5. アンケートによるフィードバック収集
ライブ配信自体の技術的な問題や、内容に関する受講者の理解度、要望などを収集します。
- 手法:
- Google FormsやMicrosoft Formsなどのオンラインアンケートツールを使用する。
- LMSに搭載されているアンケート機能を利用する。
- ポイント:
- 匿名での回答を可能にすると、より率直な意見が集まりやすくなります。
- 「今回の内容の難易度は?」「特に理解が難しかった点は?」「次回取り上げてほしいテーマは?」など、具体的な質問を含めると、改善に繋がりやすいフィードバックが得られます。
6. コミュニティ形成・活用
受講者同士や講師との継続的な交流の場を提供します。
- 手法:
- Slack(ビジネスチャットツールの名前です)やDiscordのようなチャットツールで専用のワークスペースを作成する。
- LMS内のフォーラム(ウェブサイト上で特定の話題について議論や情報交換を行う掲示板機能のことです)機能を活用する。
- ポイント:
- 受講者同士が質問し合ったり、情報交換したりすることで、相互学習が促進されます。

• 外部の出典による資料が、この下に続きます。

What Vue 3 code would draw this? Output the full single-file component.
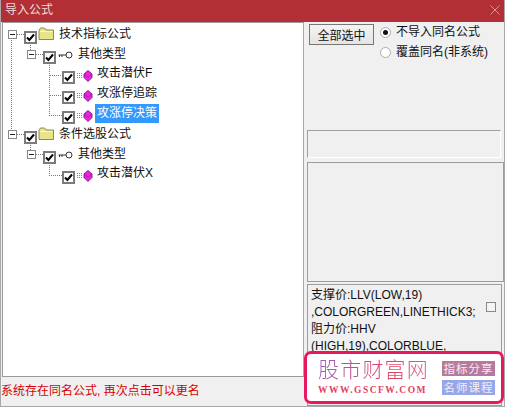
<script setup>
const rows = [
  { level: 0, label: '技术指标公式', icon: 'folder', expander: true },
  { level: 1, label: '其他类型', icon: 'key', expander: true },
  { level: 2, label: '攻击潜伏F', icon: 'gem' },
  { level: 2, label: '攻涨停追踪', icon: 'gem' },
  { level: 2, label: '攻涨停决策', icon: 'gem', selected: true },
  { level: 0, label: '条件选股公式', icon: 'folder', expander: true },
  { level: 1, label: '其他类型', icon: 'key', expander: true },
  { level: 2, label: '攻击潜伏X', icon: 'gem' },
]
</script>

<template>
  <div class="window">
    <header class="titlebar">
      <span class="title">导入公式</span>
      <svg class="close" width="10" height="10" viewBox="0 0 10 10"><path d="M0.5 0.5L9.5 9.5M9.5 0.5L0.5 9.5" stroke="#d9a0a3" fill="none" stroke-width="0.9"/></svg>
    </header>
    <main class="content">
      <section class="left">
        <div class="tree">
          <svg class="lines" width="100" height="170" viewBox="0 0 100 170">
            <g stroke="#777" stroke-dasharray="1 1" fill="none" shape-rendering="crispEdges">
              <path d="M11.5 15V107" />
              <path d="M17 11.5H24M17 111.5H24" />
              <path d="M30.5 20V29M30.5 120V129" />
              <path d="M36 31.5H43M36 131.5H43" />
              <path d="M49.5 40V92.5H62M49.5 52.5H62M49.5 72.5H62" />
              <path d="M49.5 140V152.5H62" />
            </g>
          </svg>
          <div v-for="(r, i) in rows" :key="i" class="row" :class="'lv' + r.level">
            <span v-if="r.expander" class="expander"><i></i></span>
            <span class="check">
              <svg width="9" height="9" viewBox="0 0 9 9"><path d="M1 4.5L3.4 7L8 1.5" stroke="#000" stroke-width="2" fill="none"/></svg>
            </span>
            <svg v-if="r.icon === 'folder'" class="ico folder" width="17" height="14" viewBox="0 0 17 14">
              <path d="M1 3.5V12.5H15.5V3H8L6.5 1H2.5Z" fill="#e8e48c" stroke="#8a8a50"/>
              <path d="M2 4.5H14.5" stroke="#fbf8c8"/>
            </svg>
            <svg v-else-if="r.icon === 'key'" class="ico key" width="15" height="8" viewBox="0 0 15 8">
              <circle cx="11" cy="4" r="3" fill="#fff" stroke="#333"/>
              <path d="M0.5 4H8M1.5 4V6M4 4V6" stroke="#333" fill="none"/>
            </svg>
            <svg v-else class="ico gem" width="16" height="12" viewBox="0 0 16 12">
              <path d="M0 3.5H6M0 5.5H6M0 7.5H6" stroke="#888" fill="none" stroke-dasharray="1 1"/>
              <path d="M11 0.5L15 4V7.5L11 11.5L7 7.5V4Z" fill="#ee22dd" stroke="#6a1a90" stroke-width="0.9"/>
              <path d="M7.5 4.5L11 7L14.5 4.5" stroke="#8a1aa0" fill="none" stroke-width="0.6"/>
            </svg>
            <span class="label" :class="{ selected: r.selected }">{{ r.label }}</span>
          </div>
        </div>
        <footer class="status">系统存在同名公式, 再次点击可以更名</footer>
      </section>

      <aside class="right">
        <div class="controls">
          <button class="btn" type="button">全部选中</button>
          <div class="radios">
            <label class="radio"><span class="dot on"></span>不导入同名公式</label>
            <label class="radio"><span class="dot"></span>覆盖同名(非系统)</label>
          </div>
        </div>
        <div class="group"></div>
        <div class="preview"></div>
        <div class="desc">
          <p>支撑价:LLV(LOW,19)<br>,COLORGREEN,LINETHICK3;<br>阻力价:HHV<br>(HIGH,19),COLORBLUE,</p>
          <span class="desc-check"></span>
        </div>
      </aside>
    </main>

    <div class="brand">
      <div class="brand-text">
        <div class="brand-name">股市财富网</div>
        <div class="brand-url">WWW.GSCFW.COM</div>
      </div>
      <div class="tags">
        <span class="tag plum">指标分享</span>
        <span class="tag blue">名师课程</span>
      </div>
    </div>
  </div>
</template>

<style>
html, body { margin: 0; padding: 0; background: #f0f0f0; }
</style>

<style scoped>
.window {
  position: relative;
  width: 505px;
  height: 407px;
  box-sizing: border-box;
  display: flex;
  flex-direction: column;
  background: #f0f0f0;
  border: 1px solid #a8a8a8;
  border-top: 0;
  overflow: hidden;
  font-family: "Liberation Sans", "Noto Sans CJK SC", sans-serif;
  font-size: 12px;
  color: #111;
}
.titlebar {
  height: 22px;
  margin: 0 -1px;
  flex: none;
  background: #b22f35;
  display: flex;
  align-items: center;
  justify-content: space-between;
  padding: 0 4px 2px 5px;
  box-sizing: border-box;
}
.title { color: #f0dcdc; line-height: 20px; }
.close { margin-right: 1px; }
.content { flex: 1; display: flex; min-height: 0; }
.left { width: 302px; display: flex; flex-direction: column; padding-left: 1px; flex: none; }
.tree {
  position: relative;
  height: 355px;
  box-sizing: border-box;
  background: #fff;
  border: 1px solid #9a9a9a;
  border-right-color: #a8a8a8;
  padding-top: 2px;
}
.lines { position: absolute; left: -3px; top: 0; }
.row {
  position: relative;
  height: 20px;
  display: flex;
  align-items: center;
}
.lv0 { padding-left: 5px; }
.lv1 { padding-left: 24px; }
.lv2 { padding-left: 59px; }
.expander {
  width: 9px;
  height: 9px;
  box-sizing: border-box;
  border: 1px solid #888;
  background: #fff;
  display: flex;
  align-items: center;
  justify-content: center;
  margin-right: 7px;
  margin-top: -2px;
}
.expander i { width: 5px; height: 1px; background: #222; }
.check {
  width: 13px;
  height: 13px;
  flex: none;
  box-sizing: border-box;
  border: 2px solid #7b7b7b;
  background: #fff;
  display: flex;
  align-items: center;
  justify-content: center;
  margin-top: 4px;
}
.ico { flex: none; }
.folder { margin: -3px 0 0 1px; }
.key { margin: -1px 0 0 2px; }
.gem { margin: 1px 0 0 2px; }
.label { line-height: 19px; padding: 0 2px; margin-left: 3px; white-space: nowrap; }
.lv2 .label { margin-left: 2px; margin-top: -3px; }
.lv0 .label { margin-left: 2px; margin-top: -2px; }
.lv1 .label { margin-left: 3px; margin-top: -2px; }
.label.selected { background: #3399ff; color: #fff; }
.status { height: 29px; color: #d40000; line-height: 28px; white-space: nowrap; margin-left: -1px; }
.right { flex: 1; padding: 2px 0 0 3px; min-width: 0; display: flex; flex-direction: column; }
.controls { display: flex; height: 106px; flex: none; padding-left: 2px; gap: 6px; }
.btn {
  width: 65px;
  height: 21px;
  box-sizing: border-box;
  padding: 0;
  font: inherit;
  color: #111;
  background: linear-gradient(#f4f4f4, #e4e4e4);
  border: 1px solid #777;
  border-radius: 0;
}
.radios { display: flex; flex-direction: column; gap: 3px; }
.radio { display: flex; align-items: center; height: 17px; line-height: 17px; white-space: nowrap; }
.dot {
  width: 9px;
  height: 9px;
  border-radius: 50%;
  background: #fff;
  border: 1px solid #aaa;
  margin-right: 5px;
  position: relative;
}
.dot.on::after {
  content: "";
  position: absolute;
  left: 2px;
  top: 2px;
  width: 5px;
  height: 5px;
  border-radius: 50%;
  background: #111;
}
.group {
  height: 28px;
  width: 194px;
  flex: none;
  box-sizing: border-box;
  border: 1px solid #fff;
  border-top-color: #a0a0a0;
  border-left-color: #a0a0a0;
}
.preview {
  height: 120px;
  width: 197px;
  flex: none;
  margin-top: 4px;
  box-sizing: border-box;
  border: 1px solid #9c9c9c;
  background: #f0f0f0;
}
.desc {
  margin-top: 2px;
  width: 195px;
  flex: 1;
  box-sizing: border-box;
  border: 1px solid #9c9c9c;
  display: flex;
  overflow: hidden;
  padding: 2px 0 0 3px;
  position: relative;
}
.desc p {
  margin: 0;
  line-height: 17px;
  white-space: nowrap;
}
.desc-check {
  position: absolute;
  right: 5px;
  top: 17px;
  width: 8px;
  height: 8px;
  border: 1px solid #888;
  background: #f4f4f4;
}
.brand {
  position: absolute;
  left: 303px;
  top: 351px;
  width: 200px;
  height: 53px;
  box-sizing: border-box;
  background: #fff;
  border: 3px solid #e8185f;
  border-radius: 7px;
  display: flex;
  align-items: center;
  padding-left: 11px;
}
.brand-text { width: 120px; flex: none; margin-top: -6px; }
.brand-name {
  font-size: 21px;
  line-height: 31px;
  font-weight: 300;
  font-family: "Noto Sans CJK SC", sans-serif;
  letter-spacing: 1.2px;
  background: linear-gradient(90deg, #9b5fc0, #e2405f 60%, #d86a90);
  -webkit-background-clip: text;
  background-clip: text;
  color: transparent;
  white-space: nowrap;
}
.brand-url {
  font-family: "Liberation Serif", serif;
  font-size: 9.5px;
  font-weight: 700;
  letter-spacing: 1.5px;
  line-height: 12px;
  color: #e2405f;
  white-space: nowrap;
}
.tags { display: flex; flex-direction: column; gap: 4px; margin-left: 4px; }
.tag {
  width: 53px;
  height: 15px;
  line-height: 15px;
  text-align: center;
  color: #f4eef4;
  font-size: 11.5px;
  font-family: "Noto Sans CJK SC", sans-serif;
  letter-spacing: 1px;
  white-space: nowrap;
}
.plum { background: #b67a9e; }
.blue { background: #97a6e8; }
</style>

- 講師も積極的に参加し、適切なタイミングでコメントや回答を行うことが活性化に繋がります。
7. 次回の予告・案内
シリーズものの授業や研修の場合、次回のテーマや日時を改めてアナウンスします。
- 手法:
- フォローアップメールやLMSのお知らせ機能で告知する。
- 次回の内容に関する簡単な導入や、受講しておくべき予習などを提示する。
- ポイント:
- 今回の内容と次回内容の関連性を示すことで、継続して学ぶ意義を受講者が感じやすくなります。
フォローアップ実施上のポイント
これらの手法を実践する上で、意識しておきたいポイントがいくつかあります。
- スピードを意識する: ライブ配信から間隔が空きすぎると、受講者の記憶が薄れてしまい、フォローアップの効果が半減してしまいます。資料共有やQ&Aの回答などは、できるだけ早く(できれば配信後24時間以内など)行うことを目指しましょう。
- ツールを効果的に組み合わせる: 全てを一つのツールで完結させる必要はありませんが、複数のツールを使い分けすぎると、受講者が混乱する可能性があります。LMSを中心に据え、必要に応じて動画共有サービスやアンケートツールを連携させるなど、受講者にとってアクセスしやすい形を心がけましょう。
- 全てを一度にやろうとしない: 最初から全てのフォローアップ手法を取り入れようとすると、実施側の負担が大きくなり継続が難しくなります。まずは録画共有と質疑応答の補足など、実現可能な範囲から始め、徐々に手法を増やしていくのが現実的です。
- 受講者への明確な案内: どのようなフォローアップが、いつ、どこで行われるのかを、ライブ配信中や配信後に明確にアナウンスすることが重要です。
結論:フォローアップは学びを深める架け橋
オンライン授業やウェビナーのライブ配信は、知識や情報を伝達する「点」のイベントとして捉えられがちです。しかし、その後のフォローアップは、ライブ配信での学びを定着させ、受講者自身が主体的に学習を深めるための「線」や「面」の活動へと繋げる架け橋となります。
特にオンラインでの教育経験が少ない場合、ライブ配信自体の準備と実施に集中しがちですが、少しの工夫で実施できるフォローアップが、受講者の満足度と学習効果を大きく向上させます。今回ご紹介した様々な手法の中から、ご自身の授業や研修の目的、そして受講者の状況に合わせて、取り入れやすいものから実践してみてください。フォローアップを通じて、受講者と共に学びを継続し、より実りあるオンライン教育・研修を築いていくことができるでしょう。